Much of the "Iraqi solutions" strategy is taking place on the neighborhood level, where the U.S. military has expressed little interest in reversing the sectarian cleansing that contributed to the recent decline in violence. Joint U.S. civilian-military teams seem steeped in new levels of patience and flexibility. They report ground-level accommodations on such issues as adjusting U.S.-sponsored "micro-loans" to reflect Islamic rejection of interest payments and direct dealings with representatives of radical Shiite cleric Moqtada al-Sadr.
"Politically, realistically, representatives of . . . Sadr are important," said Paul Folmsbee, a Foreign Service officer who heads the U.S. civilian-military reconstruction team in Baghdad's Sadr City. "There's an office called the Office of the Moqtada al-Sadr, and they also provide many services to the population, and so we work with them." That includes working with Sadr's Mahdi Army militia, elements of which are fighting U.S. forces elsewhere, Folmsbee told reporters last month.
To Crocker, the meaning of "Iraqi solutions to Iraqi problems" is "blindingly obvious. Iraq has got a government. It's got a system. It's got provincial governments. It's got a military and a police. And it has leaders of all of these things who increasingly take themselves seriously as leaders."
Crocker, who co-wrote a 2002 paper predicting a "perfect storm" of things likely to go wrong after an ill-conceived U.S. invasion, was one of a number of U.S. diplomats who urged early caution. Since his arrival in Baghdad in March, he has insisted that the U.S. role is to "steer, push, prod and pound the table" to help Iraqis move forward without trying to do everything for them.
A major challenge for the Iraqi government this year, he said, will be dealing with rampant corruption. "Will it be through a U.S.-style approach to rule of law, under which officials file financial disclosure payments and can't take more than a cup of non-Starbucks coffee?" Probably not, he said.
"We can make some suggestions. We have. We are," Crocker said. "What we need them to do now is say, 'Thanks very much, but we've got a way of our own down which we want to move with this.' "
The approach also seems designed to bypass thorny issues. Direct dealings with Sadr's forces in the Baghdad neighborhoods they control both reverses earlier policy and sidesteps initial U.S. hopes for elected local government. In southern Iraq, U.S. military and civilian officials have refused to become involved in the violence between warring Shiite groups, with Petraeus describing that conflict as something Iraqis must deal with on their own.
The new openness to "Iraqi solutions" also reflects the U.S. military's painfully learned lessons about how to operate in an alien land. Army Col. Robert Roth, who trained Iraqi army commanders in 2005, said it means that the only way to win in a counterinsurgency campaign is "by, with and through the people within that country where the insurgency exists -- they must decide how they want to live and then take action to make it so." The most successful example of that process in Iraq, Roth added, was the turnaround in Anbar.
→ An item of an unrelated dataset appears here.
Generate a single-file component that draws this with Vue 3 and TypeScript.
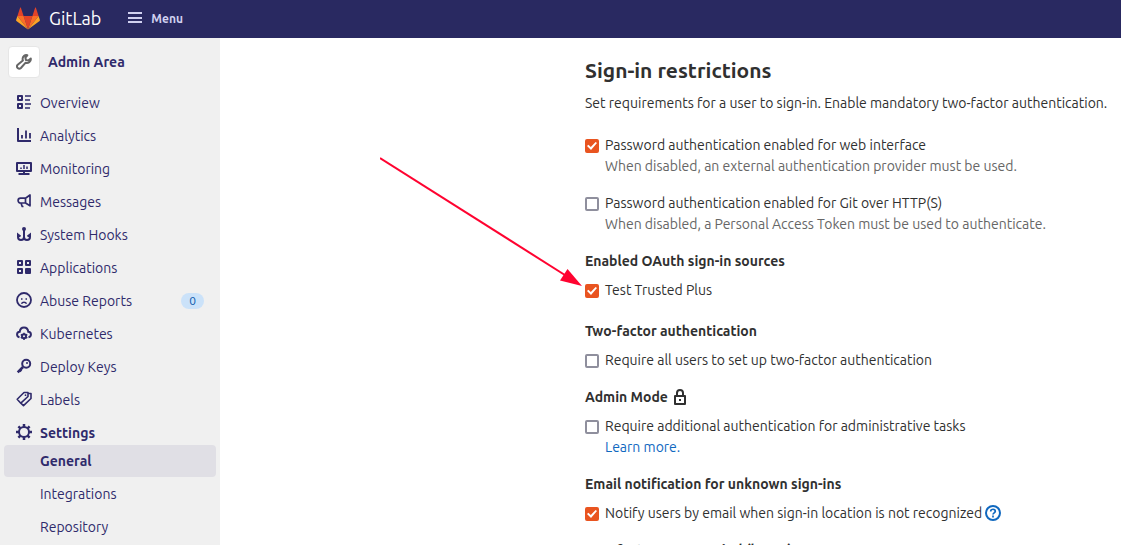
<script setup lang="ts">
import { ref } from 'vue'

interface NavItem {
  label: string
  icon: string
  count?: number
  active?: boolean
}

const navItems: NavItem[] = [
  { label: 'Overview', icon: 'overview' },
  { label: 'Analytics', icon: 'chart' },
  { label: 'Monitoring', icon: 'monitor' },
  { label: 'Messages', icon: 'messages' },
  { label: 'System Hooks', icon: 'hook' },
  { label: 'Applications', icon: 'applications' },
  { label: 'Abuse Reports', icon: 'abuse', count: 0 },
  { label: 'Kubernetes', icon: 'cloud' },
  { label: 'Deploy Keys', icon: 'key' },
  { label: 'Labels', icon: 'labels' },
  { label: 'Settings', icon: 'settings', active: true },
]

const subItems: NavItem[] = [
  { label: 'General', icon: '', active: true },
  { label: 'Integrations', icon: '' },
  { label: 'Repository', icon: '' },
]

const passwordWeb = ref(true)
const passwordGit = ref(false)
const oauthPlus = ref(true)
const requireTwoFactor = ref(false)
const adminMode = ref(false)
const notifyUnknown = ref(true)
</script>

<template>
  <div class="page">
    <header class="topbar">
      <a class="brand" href="#">
        <svg class="tanuki" viewBox="0 0 24 23" aria-hidden="true">
          <path fill="#e24329" d="M12 22.5 16.4 9H7.6z" />
          <path fill="#fc6d26" d="M12 22.5 7.6 9H1.4zM12 22.5 16.4 9h6.2z" />
          <path fill="#fca326" d="M1.4 9 .1 13.1c-.1.4 0 .8.3 1L12 22.5zM22.6 9l1.3 4.1c.1.4 0 .8-.3 1L12 22.5z" />
          <path fill="#e24329" d="M1.4 9h6.2L4.9.8c-.1-.4-.7-.4-.8 0zM22.6 9h-6.2L19.1.8c.1-.4.7-.4.8 0z" />
        </svg>
        <span class="wordmark">GitLab</span>
      </a>
      <button class="menu" type="button">
        <svg class="burger" viewBox="0 0 16 16" aria-hidden="true">
          <path d="M1 3h14M1 8h14M1 12h14" stroke="currentColor" stroke-width="2" />
        </svg>
        Menu
      </button>
    </header>

    <div class="body">
      <nav class="sidebar" aria-label="Admin navigation">
        <a class="context" href="#">
          <span class="avatar">
            <svg class="icon" viewBox="0 0 16 16" fill="none" stroke="currentColor" stroke-width="2" stroke-linejoin="round" aria-hidden="true">
              <path d="M11.3 1.3C9 .6 6.500 2.300 6.600 5c0 .5.1 1 .3 1.500L1.700 10.800a2.200 2.200 0 1 0 3.200 3.200l4.500-5.200c2.800 1 5.800-1 5.400-4.200L12.300 6.600 9.900 6 9.400 3.700z" />
            </svg>
          </span>
          <span>Admin Area</span>
        </a>

        <ul class="nav">
          <li v-for="item in navItems" :key="item.label">
            <a class="nav-link" :class="{ strong: item.active }" href="#">
              <svg class="icon" viewBox="0 0 16 16" fill="none" stroke="currentColor" stroke-width="2" aria-hidden="true">
                <template v-if="item.icon === 'overview'">
                  <path d="M2 2h4v4H2zM2 10h4v4H2z" stroke-linejoin="round" />
                  <path d="M9 2h6M9 6h5M9 10h6M9 14h5" stroke-width="1.600" />
                </template>
                <template v-else-if="item.icon === 'chart'">
                  <path d="M2 1v13h13" stroke-linejoin="round" />
                  <path d="M6 8v3.500M10 3.500v8M14 6v5.500" stroke-width="1.800" />
                </template>
                <template v-else-if="item.icon === 'monitor'">
                  <path d="M1 3h14v8H1zM8 11v3M2.500 14h11" stroke-linejoin="round" />
                  <path d="M5 7.500V9M8 5v4M11 6.500V9" stroke-width="1.500" />
                </template>
                <template v-else-if="item.icon === 'messages'">
                  <path d="M14 2v10.800L9.500 10H4.500a2.400 2.400 0 0 1 0-4.800h5zM9.500 5v5M5 10l1.200 3.500h1.300" stroke-width="1.700" stroke-linejoin="round" />
                </template>
                <template v-else-if="item.icon === 'hook'">
                  <circle cx="8" cy="3" r="1" />
                  <path d="M8 4v7c0 4-6 4-6 0V8.500l2.500 2M8 11c0 4 6 4 6 0V8.500l-2.500 2" />
                </template>
                <template v-else-if="item.icon === 'applications'">
                  <path d="M2 2h4v4H2zM10 2h4v4h-4zM2 10h4v4H2z" stroke-linejoin="round" />
                  <rect x="9" y="9" width="6" height="6" rx="1" fill="currentColor" stroke="none" />
                </template>
                <template v-else-if="item.icon === 'abuse'">
                  <circle cx="8" cy="8" r="7" stroke-width="1.800" />
                  <path d="M5.500 11.700c.8-2 4.200-2 5 0" stroke-width="1.500" />
                  <path d="M5 7h1.500M9.500 7H11" stroke-width="1.600" />
                </template>
                <template v-else-if="item.icon === 'cloud'">
                  <path d="M3.500 12.200C.2 11.500.3 7 3.700 6.800 4.300.9 11.700.9 12.300 6.800c3.400.2 3.500 4.700.2 5.400" />
                  <circle cx="8" cy="11.200" r="2" />
                  <path d="M8 7.700v1.500M8 13.200v1.700M4.800 9.500l1.500.7M9.700 12.200l1.600.8M4.800 13l1.500-.8M9.700 10.200l1.600-.7" stroke-width="1.500" />
                </template>
                <template v-else-if="item.icon === 'key'">
                  <circle cx="10.200" cy="5.800" r="4" />
                  <path d="M7 9l-5.300 5.300M4 12l1.300 1.300" stroke-width="2.600" />
                  <circle cx="11" cy="5" r="1" fill="currentColor" stroke="none" />
                </template>
                <template v-else-if="item.icon === 'labels'">
                  <path d="M1.200 8.200 8 1.500h4v4L4.800 12.200zM4.800 12.200l2.700 2.500L15 7.500V2.500h-3" stroke-width="1.600" stroke-linejoin="round" />
                  <circle cx="9.500" cy="4.200" r="0.900" fill="currentColor" stroke="none" />
                </template>
                <template v-else>
                  <circle cx="8" cy="8" r="5" />
                  <path d="M8 0v3M8 13v3M0 8h3M13 8h3M2.400 2.400l2 2M11.600 11.600l2 2M2.400 13.600l2-2M11.600 4.400l2-2" stroke-width="2.500" />
                </template>
              </svg>
              <span class="nav-label">{{ item.label }}</span>
              <span v-if="item.count !== undefined" class="badge">{{ item.count }}</span>
            </a>
          </li>
        </ul>
        <ul class="subnav">
          <li v-for="item in subItems" :key="item.label">
            <a class="sub-link" :class="{ strong: item.active, current: item.active }" href="#">{{ item.label }}</a>
          </li>
        </ul>
      </nav>

      <main class="main">
        <section class="settings">
          <h1>Sign-in restrictions</h1>
          <p class="intro">Set requirements for a user to sign-in. Enable mandatory two-factor authentication.</p>

          <div class="option">
            <input id="password-web" v-model="passwordWeb" type="checkbox" />
            <div>
              <label for="password-web">Password authentication enabled for web interface</label>
              <p class="hint">When disabled, an external authentication provider must be used.</p>
            </div>
          </div>
          <div class="option">
            <input id="password-git" v-model="passwordGit" type="checkbox" />
            <div>
              <label for="password-git">Password authentication enabled for Git over HTTP(S)</label>
              <p class="hint">When disabled, a Personal Access Token must be used to authenticate.</p>
            </div>
          </div>

          <h2>Enabled OAuth sign-in sources</h2>
          <div class="option sources">
            <input id="oauth-plus" v-model="oauthPlus" type="checkbox" />
            <label for="oauth-plus">Test Trusted Plus</label>
          </div>

          <h2>Two-factor authentication</h2>
          <div class="option">
            <input id="two-factor" v-model="requireTwoFactor" type="checkbox" />
            <label for="two-factor">Require all users to set up two-factor authentication</label>
          </div>

          <h2>
            Admin Mode
            <svg class="icon" viewBox="0 0 16 16" fill="none" stroke="currentColor" stroke-width="2" aria-hidden="true">
              <path d="M3 7h10v8H3zM5 7V4a3 3 0 0 1 6 0v3" stroke-linejoin="round" />
              <path d="M7 11h2" />
            </svg>
          </h2>
          <div class="option">
            <input id="admin-mode" v-model="adminMode" type="checkbox" />
            <div>
              <label for="admin-mode">Require additional authentication for administrative tasks</label>
              <p class="hint"><a href="#">Learn more.</a></p>
            </div>
          </div>

          <h2>Email notification for unknown sign-ins</h2>
          <div class="option">
            <input id="notify-unknown" v-model="notifyUnknown" type="checkbox" />
            <label for="notify-unknown">Notify users by email when sign-in location is not recognized</label>
            <a class="help" href="#" aria-label="Help">
              <svg class="icon" viewBox="0 0 16 16" fill="none" stroke="currentColor" stroke-width="2" aria-hidden="true">
                <circle cx="8" cy="8" r="7" />
                <path d="M5.700 6.500C5.700 3.500 10.300 3.600 10.300 6.300 10.300 7.800 8 7.900 8 9.500M8 10.600v1.900" stroke-width="1.700" />
              </svg>
            </a>
          </div>

          <h2>Two-factor grace period (hours)</h2>
        </section>
      </main>
    </div>

    <svg class="pointer" viewBox="0 0 204 132" aria-hidden="true">
      <path d="M0 1 188 120" stroke="#ff0330" stroke-width="2" />
      <path d="M202 129 187.500 112 180 123.500z" fill="#ff0330" />
    </svg>
  </div>
</template>

<style>
body {
  margin: 0;
}
</style>

<style scoped>
* {
  box-sizing: border-box;
}

.page {
  display: flex;
  flex-direction: column;
  position: relative;
  height: 100vh;
  overflow: hidden;
  background: #fff;
  color: #303030;
  font-family: Ubuntu, "Noto Sans", sans-serif;
  font-size: 14px;
  line-height: 21px;
}

a {
  color: #1068bf;
  text-decoration: none;
}

.icon {
  display: block;
  flex: none;
  width: 16px;
  height: 16px;
}

.topbar {
  display: flex;
  flex: none;
  align-items: center;
  gap: 26px;
  height: 38px;
  padding: 0 16px 2px;
  background: #292961;
}

.brand {
  display: flex;
  align-items: center;
  gap: 9px;
  color: #fff;
}

.tanuki {
  width: 24px;
  height: 23px;
}

.wordmark {
  font-size: 18px;
}

.menu {
  display: flex;
  align-items: center;
  gap: 8px;
  padding: 0;
  border: 0;
  background: none;
  color: #d1d1f0;
  font: inherit;
  font-size: 12px;
  font-weight: 700;
}

.burger {
  width: 16px;
  height: 16px;
}

.body {
  display: flex;
  flex: 1;
  min-height: 0;
}

.sidebar {
  flex: none;
  width: 220px;
  padding-top: 8px;
  overflow: hidden;
  background: #f0f0f0;
}

.sidebar a {
  color: #2f2a6b;
}

.context {
  display: flex;
  align-items: center;
  gap: 8px;
  height: 32px;
  padding-left: 8px;
  font-weight: 700;
  line-height: 22px;
}

.avatar {
  display: grid;
  place-items: center;
  width: 32px;
  height: 32px;
  border: 1px solid #e6e6e6;
  border-radius: 4px;
  background: #fff;
  color: #666;
}

.nav,
.subnav {
  display: flex;
  flex-direction: column;
  margin: 0;
  padding: 0;
  list-style: none;
}

.nav {
  gap: 9px;
  padding-top: 13px;
}

.nav-link {
  display: flex;
  align-items: center;
  gap: 8px;
  height: 24px;
  padding: 0 16px;
}

.nav-link .icon,
h2 .icon {
  margin-bottom: 2px;
}

.nav-label {
  flex: 1;
}

.badge {
  padding: 0 8px;
  border-radius: 8px;
  background: #cbe2f9;
  color: #0b5cad;
  font-size: 12px;
  line-height: 16px;
}

.subnav {
  gap: 1px;
  padding: 0 4px;
}

.sub-link {
  display: flex;
  align-items: center;
  height: 32px;
  padding-left: 36px;
  border-radius: 4px;
  line-height: 22px;
}

.strong {
  font-weight: 700;
}

.current {
  background: #e0dfe5;
}

.main {
  flex: 1;
  min-width: 0;
  padding: 20px 0 0 365px;
  overflow: hidden;
}

h1 {
  margin: 0;
  font-size: 21px;
  line-height: 24px;
}

h2 {
  display: flex;
  align-items: center;
  gap: 4px;
  margin: 16px 0 8px;
  font-size: 14px;
  line-height: 21px;
}

.intro {
  margin: 11px 0 21px;
  white-space: nowrap;
}

.option {
  display: flex;
  align-items: flex-start;
  white-space: nowrap;
}

.option + .option {
  margin-top: 16px;
}

.sources {
  margin-bottom: 20px;
}

.hint {
  margin: 0;
  color: #666;
}

label {
  display: block;
}

input {
  display: grid;
  flex: none;
  place-items: center;
  appearance: none;
  width: 14px;
  height: 14px;
  margin: 4px 6px 0 0;
  border: 2px solid #8f8f9d;
  border-radius: 2px;
  background: #fff;
}

input:checked {
  border-color: #e95420;
  background: #e95420;
}

input:checked::after {
  content: "";
  width: 10px;
  height: 8px;
  background: #fff;
  clip-path: polygon(0 50%, 14% 34%, 38% 62%, 86% 0, 100% 14%, 40% 100%);
}

.help {
  margin: 2px 0 0 3px;
}

.pointer {
  position: absolute;
  top: 157px;
  left: 380px;
  width: 204px;
  height: 132px;
  pointer-events: none;
}
</style>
To the U.S. civilian officials with whom the military has frequently been at odds in Iraq, it is a welcome change. "I have a lot of admiration for my military colleagues," said a senior U.S. diplomat in Baghdad who requested anonymity in order to speak candidly. "A lot of them are really getting this, understanding issues . . . family, culture, values, religion. You don't identify an objective in those areas, like a hill, and say, 'Let's come up with a plan, and we'll take that piece of territory.' "
The traditional military belief, he said, was that "if you just bring enough resources to a problem and get the right approach, the outcome is guaranteed. But it's very, very frustrating for them, as it is for all Americans, for members of Congress, because we are expending so much on this exercise, and we want to know that we're going to achieve something good.
"But we are learning," the diplomat said. "We are a pragmatic people at the end of the day . . . [and] you don't get anybody ever to do something they don't want to do."
Several officers pointed out that the emphasis on local answers simply follows the instructions of the Army's new manual on counterinsurgency. Conrad Crane, an Army historian who co-wrote the manual, noted that it quotes Lawrence of Arabia's famous admonition, "Do not try to do too much with your own hands. Better the Arabs do it tolerably than that you do it perfectly."
Crane said he has seen among U.S. brigade and battalion commanders in Iraq "a growing realization on the ground that Iraqi solutions will best fit Iraqi problems. We have learned some of this the hard way."